Wednesday, May 19, 2010

Did you know MoMA has a blog?

Last night I attended an event at MoMA, where someone brought up the fact that most people were unaware that MoMA has a blog. I have seen their behind the scenes with curators sites, as well as web forums related to specific exhibition sites, but I guess that I was also unaware that there was a specific blog. Titled "Inside/Out," the blog has been somewhat slow starting up, and slightly unfocused (seeing as the behemoth preeminent museum has such a broad scope of work in their collection, as well as diverse event programming, departments, staff etc.) I checked it out, and found this recent post, which is pretty cool:

Bottoms Up! Fluxus Wallpaper


Posted by Gretchen Wagner, Curatorial Assistant, Department of Prints and Illustrated Books

Yoko Ono. George Maciunas. Fluxus Wallpaper. c. 1973. Offset. The Gilbert and Lila Silverman Fluxus Collection Gift

During recent months, Fluxus has begun making waves in MoMA galleries. This past October, Fluxus Preview opened on the fourth floor and continues to provide a sampling of the diverse activities carried out by artists engaged with a rebellious approach in the 1960s and 1970s. Most recently, true to Fluxus’s irreverent sensibility, derrières—hundreds of female asses—have taken over a space on the third floor of the Museum. The work is Yoko Ono and George Maciunas’s Fluxus Wallpaper, which repeats black-and-white close-ups of a human behind from floor to ceiling.

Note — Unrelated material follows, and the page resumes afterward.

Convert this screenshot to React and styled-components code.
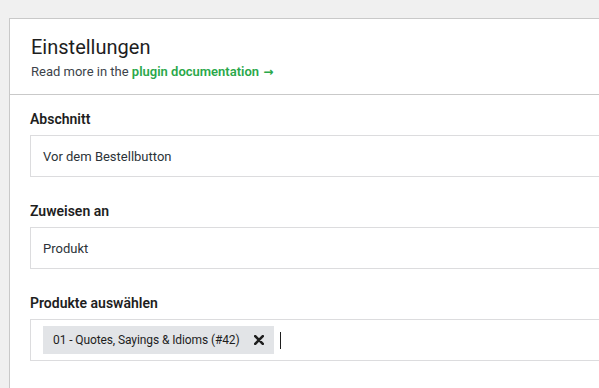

A still from Ono’s Film Number 4 (Bottoms), this wallpapered image is of one of the (allegedly) 365 individuals who walked for the artist’s camera in London during the early 1960s. As Ono once described Film Number 4, it is “like an aimless petition signed by people with their anuses”—a collective mooning in support of the absurd. Maciunas took one of these signature back ends, possibly Ono’s own, and printed it in fashion that enabled the provocation to occupy any receptive surface.

The wallpaper is part of The Gilbert and Lila Silverman Fluxus Collection Gift, acquired in 2008. It is currently on display in conjunction with the exhibition Pictures by Women: A History of Modern Photography.